Hello, Recently we changed compaction strategy fora table to LCS from the default STCS. While bootstrapping a node , we are getting following Exception in the logs: ERROR [CompactionExecutor:81] 2016-05-11 13:48:54,694 CassandraDaemon.java (line 258) Exception in thread Thread[CompactionExecutor:81,1,main] java.lang.RuntimeException: Last written key DecoratedKey(-2711050270696519088, 623330333a313a35) >= current key DecoratedKey(-8631371593982690738, 623437393a313a30) writing into /cassandra/data/main/myCF/myCF-tmp-jb-326-Data.db at org.apache.cassandra.io.sstable.SSTableWriter.beforeAppend(SSTableWriter.java:143) at org.apache.cassandra.io.sstable.SSTableWriter.append(SSTableWriter.java:166) at org.apache.cassandra.db.compaction.CompactionTask.runMayThrow(CompactionTask.java:167) at org.apache.cassandra.utils.WrappedRunnable.run(WrappedRunnable.java:28) at org.apache.cassandra.db.compaction.CompactionTask.executeInternal(CompactionTask.java:60) at org.apache.cassandra.db.compaction.AbstractCompactionTask.execute(AbstractCompactionTask.java:59) at org.apache.cassandra.db.compaction.CompactionManager$BackgroundCompactionTask.run(CompactionManager.java:198) at java.util.concurrent.Executors$RunnableAdapter.call(Executors.java:471) at java.util.concurrent.FutureTask.run(FutureTask.java:262) at java.util.concurrent.ThreadPoolExecutor.runWorker(ThreadPoolExecutor.java:1145) at java.util.concurrent.ThreadPoolExecutor$Worker.run(ThreadPoolExecutor.java:615) at java.lang.Thread.run(Thread.java:745) INFO [CompactionExecutor:68] 2016-05-11 14:10:28,957 ColumnFamilyStore.java (line 795) Enqueuing flush of Memtable-compactions_in_progress@541886922(0/0 serialized/live bytes, 1 ops) Questions: 1. Are these exceptions due to data corruption ? 2. I am unable to reproduce the problem.

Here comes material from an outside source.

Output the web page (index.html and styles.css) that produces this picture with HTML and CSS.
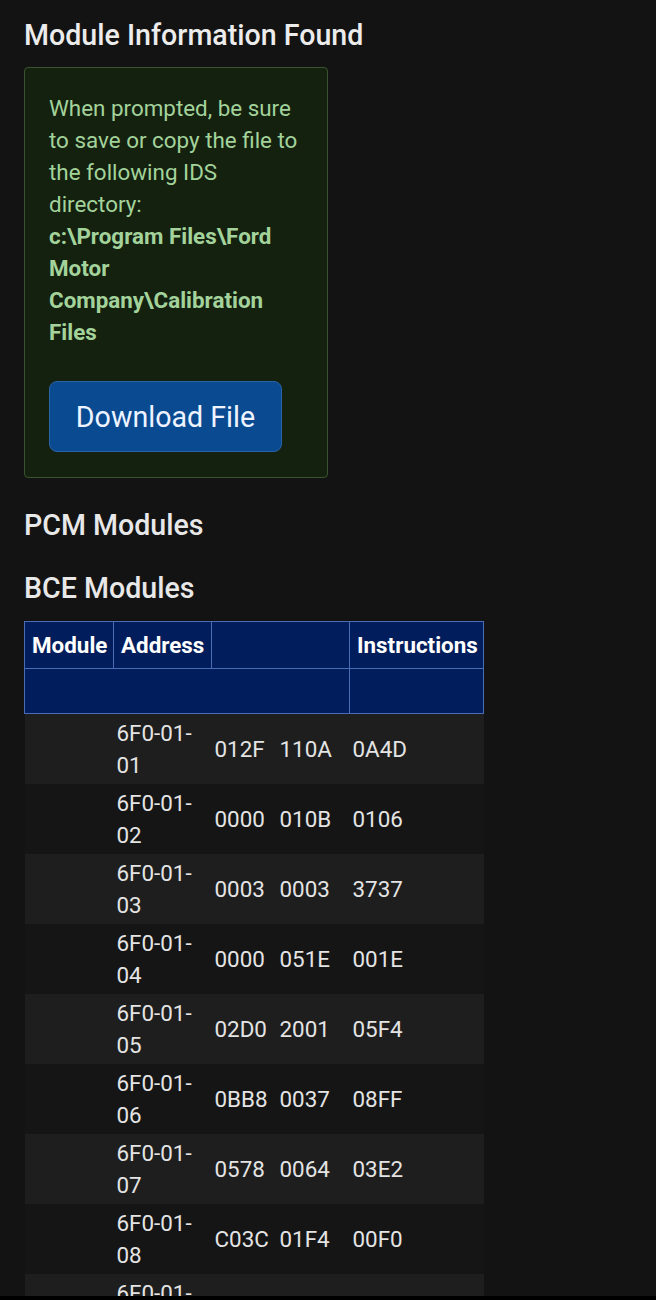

How can I reproduce the Exception? Is there any specific case when such exceptions are raised? 3. Without reproducing the Exception, how can I test the patch available at related JIRA : https://issues.apache.org/jira/browse/CASSANDRA-9935 Thanks, Prakash Chauhan.
RE: Exception in logs using LCS .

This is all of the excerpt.